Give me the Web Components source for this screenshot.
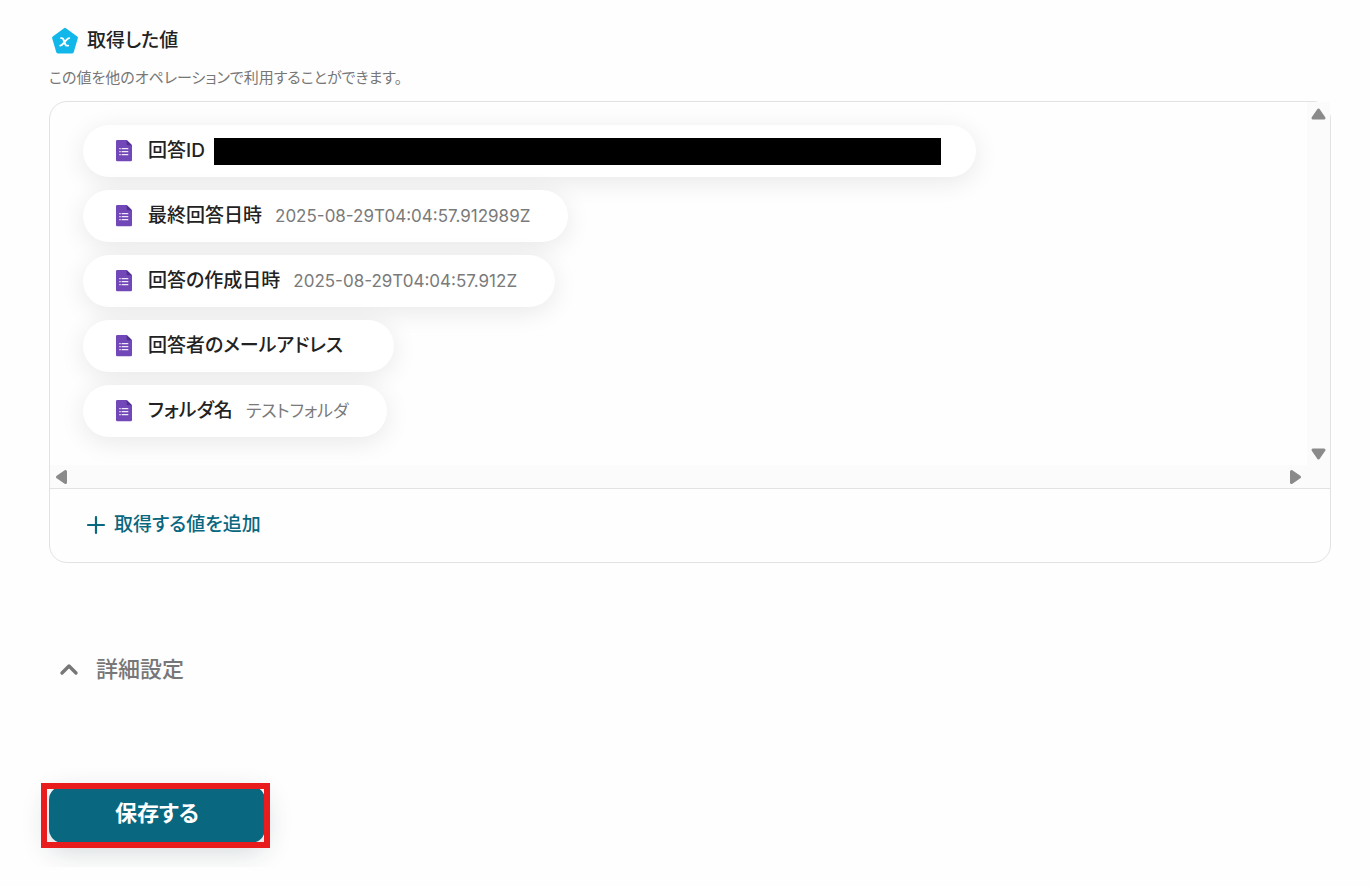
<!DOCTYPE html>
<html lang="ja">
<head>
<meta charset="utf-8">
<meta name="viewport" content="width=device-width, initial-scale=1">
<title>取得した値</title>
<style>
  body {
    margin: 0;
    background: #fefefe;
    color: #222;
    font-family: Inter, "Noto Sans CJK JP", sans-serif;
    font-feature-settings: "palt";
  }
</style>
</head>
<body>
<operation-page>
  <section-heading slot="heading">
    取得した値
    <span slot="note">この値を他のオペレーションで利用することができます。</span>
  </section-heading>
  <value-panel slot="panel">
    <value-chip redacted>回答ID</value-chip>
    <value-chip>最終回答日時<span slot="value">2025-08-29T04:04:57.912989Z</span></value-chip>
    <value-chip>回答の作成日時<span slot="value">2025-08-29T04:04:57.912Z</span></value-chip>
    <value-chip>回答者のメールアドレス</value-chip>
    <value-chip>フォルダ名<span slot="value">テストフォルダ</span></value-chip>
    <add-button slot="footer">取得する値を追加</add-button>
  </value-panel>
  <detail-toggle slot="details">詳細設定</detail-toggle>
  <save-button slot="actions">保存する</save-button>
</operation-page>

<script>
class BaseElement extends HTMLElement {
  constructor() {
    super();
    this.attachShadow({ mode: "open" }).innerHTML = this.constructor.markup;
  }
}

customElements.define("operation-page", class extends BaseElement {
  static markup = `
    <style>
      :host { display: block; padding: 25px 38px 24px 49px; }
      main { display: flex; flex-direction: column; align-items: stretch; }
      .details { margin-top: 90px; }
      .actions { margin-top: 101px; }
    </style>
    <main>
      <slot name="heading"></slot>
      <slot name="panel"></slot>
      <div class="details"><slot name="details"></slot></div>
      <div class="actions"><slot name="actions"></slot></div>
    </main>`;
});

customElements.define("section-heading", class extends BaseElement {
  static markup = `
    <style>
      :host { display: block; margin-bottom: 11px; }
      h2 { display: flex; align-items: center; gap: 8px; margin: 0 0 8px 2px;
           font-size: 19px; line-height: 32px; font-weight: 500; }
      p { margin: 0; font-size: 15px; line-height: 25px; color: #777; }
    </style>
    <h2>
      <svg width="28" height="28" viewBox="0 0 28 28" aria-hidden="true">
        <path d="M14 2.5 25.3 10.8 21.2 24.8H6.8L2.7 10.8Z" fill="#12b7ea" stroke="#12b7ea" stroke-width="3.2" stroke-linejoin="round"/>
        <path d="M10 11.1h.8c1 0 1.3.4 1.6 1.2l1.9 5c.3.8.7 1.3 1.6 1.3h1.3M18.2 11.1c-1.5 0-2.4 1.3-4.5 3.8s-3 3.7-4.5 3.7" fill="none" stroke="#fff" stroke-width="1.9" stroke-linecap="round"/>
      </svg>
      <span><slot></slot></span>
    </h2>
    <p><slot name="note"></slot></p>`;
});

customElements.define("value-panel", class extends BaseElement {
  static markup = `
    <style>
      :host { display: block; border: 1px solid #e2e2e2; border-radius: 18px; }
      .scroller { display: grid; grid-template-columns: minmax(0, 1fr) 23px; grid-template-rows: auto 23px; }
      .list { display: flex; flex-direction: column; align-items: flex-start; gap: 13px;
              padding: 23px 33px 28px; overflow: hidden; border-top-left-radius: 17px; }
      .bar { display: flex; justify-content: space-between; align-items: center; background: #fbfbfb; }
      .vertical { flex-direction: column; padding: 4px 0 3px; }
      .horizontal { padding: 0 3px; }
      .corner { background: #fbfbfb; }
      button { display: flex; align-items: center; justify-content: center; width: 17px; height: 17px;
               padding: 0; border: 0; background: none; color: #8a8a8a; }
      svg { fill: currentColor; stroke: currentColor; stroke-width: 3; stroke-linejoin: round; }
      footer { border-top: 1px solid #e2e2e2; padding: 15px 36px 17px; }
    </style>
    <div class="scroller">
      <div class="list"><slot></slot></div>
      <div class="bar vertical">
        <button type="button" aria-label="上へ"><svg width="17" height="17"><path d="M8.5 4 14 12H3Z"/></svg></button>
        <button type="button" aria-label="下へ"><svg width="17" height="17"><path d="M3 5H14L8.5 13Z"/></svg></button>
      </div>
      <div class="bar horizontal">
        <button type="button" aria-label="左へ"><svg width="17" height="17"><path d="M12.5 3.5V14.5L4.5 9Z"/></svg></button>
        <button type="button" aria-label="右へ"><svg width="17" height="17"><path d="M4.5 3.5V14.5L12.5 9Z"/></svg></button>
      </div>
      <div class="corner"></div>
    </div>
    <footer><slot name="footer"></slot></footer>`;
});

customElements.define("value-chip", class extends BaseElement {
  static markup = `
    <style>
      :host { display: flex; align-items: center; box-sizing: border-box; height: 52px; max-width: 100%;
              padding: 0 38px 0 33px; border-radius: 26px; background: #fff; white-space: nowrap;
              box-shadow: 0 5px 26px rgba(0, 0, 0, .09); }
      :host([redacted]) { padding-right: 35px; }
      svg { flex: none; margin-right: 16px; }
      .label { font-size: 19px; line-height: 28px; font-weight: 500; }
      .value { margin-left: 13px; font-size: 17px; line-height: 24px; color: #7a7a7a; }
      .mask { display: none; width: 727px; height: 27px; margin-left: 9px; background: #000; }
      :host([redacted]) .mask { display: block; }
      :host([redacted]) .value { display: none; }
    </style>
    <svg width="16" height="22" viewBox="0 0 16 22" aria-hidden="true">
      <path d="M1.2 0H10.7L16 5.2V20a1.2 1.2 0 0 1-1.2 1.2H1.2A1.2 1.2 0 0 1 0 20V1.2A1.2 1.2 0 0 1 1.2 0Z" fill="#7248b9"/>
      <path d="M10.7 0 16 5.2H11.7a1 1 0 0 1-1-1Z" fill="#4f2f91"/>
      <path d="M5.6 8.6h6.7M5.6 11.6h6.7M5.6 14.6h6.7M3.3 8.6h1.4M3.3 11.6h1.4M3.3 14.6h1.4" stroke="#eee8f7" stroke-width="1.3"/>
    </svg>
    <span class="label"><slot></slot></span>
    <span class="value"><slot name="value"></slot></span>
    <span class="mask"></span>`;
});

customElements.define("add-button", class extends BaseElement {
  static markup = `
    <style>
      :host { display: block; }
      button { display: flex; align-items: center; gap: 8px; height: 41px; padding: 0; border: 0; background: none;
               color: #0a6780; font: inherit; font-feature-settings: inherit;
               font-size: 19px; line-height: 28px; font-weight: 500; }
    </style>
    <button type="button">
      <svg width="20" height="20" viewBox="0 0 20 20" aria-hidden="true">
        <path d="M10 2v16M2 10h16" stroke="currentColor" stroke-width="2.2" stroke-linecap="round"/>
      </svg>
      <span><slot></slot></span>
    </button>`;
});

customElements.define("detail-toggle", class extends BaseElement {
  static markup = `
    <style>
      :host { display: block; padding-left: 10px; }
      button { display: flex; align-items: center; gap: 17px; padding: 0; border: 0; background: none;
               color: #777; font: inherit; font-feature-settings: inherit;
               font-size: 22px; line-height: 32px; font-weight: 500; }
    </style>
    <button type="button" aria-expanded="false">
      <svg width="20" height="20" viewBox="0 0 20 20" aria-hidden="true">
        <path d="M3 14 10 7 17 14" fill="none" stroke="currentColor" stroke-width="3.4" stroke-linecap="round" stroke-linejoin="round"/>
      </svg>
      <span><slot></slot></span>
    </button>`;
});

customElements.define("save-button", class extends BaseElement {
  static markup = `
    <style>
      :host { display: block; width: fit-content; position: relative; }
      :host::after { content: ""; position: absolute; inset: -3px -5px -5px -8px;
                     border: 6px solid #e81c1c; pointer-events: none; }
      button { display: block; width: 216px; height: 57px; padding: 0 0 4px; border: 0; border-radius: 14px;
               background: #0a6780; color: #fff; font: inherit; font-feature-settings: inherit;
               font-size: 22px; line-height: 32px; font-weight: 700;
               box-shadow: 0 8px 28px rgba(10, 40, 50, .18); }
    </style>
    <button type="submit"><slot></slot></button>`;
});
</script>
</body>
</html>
######
● **Task prompt**: Give again, exactly, the lines from the start of the data through the one holding "</operation-page>"; omit the pictures.

● **Final result**:
Give me the Web Components source for this screenshot.
<!DOCTYPE html>
<html lang="ja">
<head>
<meta charset="utf-8">
<meta name="viewport" content="width=device-width, initial-scale=1">
<title>取得した値</title>
<style>
  body {
    margin: 0;
    background: #fefefe;
    color: #222;
    font-family: Inter, "Noto Sans CJK JP", sans-serif;
    font-feature-settings: "palt";
  }
</style>
</head>
<body>
<operation-page>
  <section-heading slot="heading">
    取得した値
    <span slot="note">この値を他のオペレーションで利用することができます。</span>
  </section-heading>
  <value-panel slot="panel">
    <value-chip redacted>回答ID</value-chip>
    <value-chip>最終回答日時<span slot="value">2025-08-29T04:04:57.912989Z</span></value-chip>
    <value-chip>回答の作成日時<span slot="value">2025-08-29T04:04:57.912Z</span></value-chip>
    <value-chip>回答者のメールアドレス</value-chip>
    <value-chip>フォルダ名<span slot="value">テストフォルダ</span></value-chip>
    <add-button slot="footer">取得する値を追加</add-button>
  </value-panel>
  <detail-toggle slot="details">詳細設定</detail-toggle>
  <save-button slot="actions">保存する</save-button>
</operation-page>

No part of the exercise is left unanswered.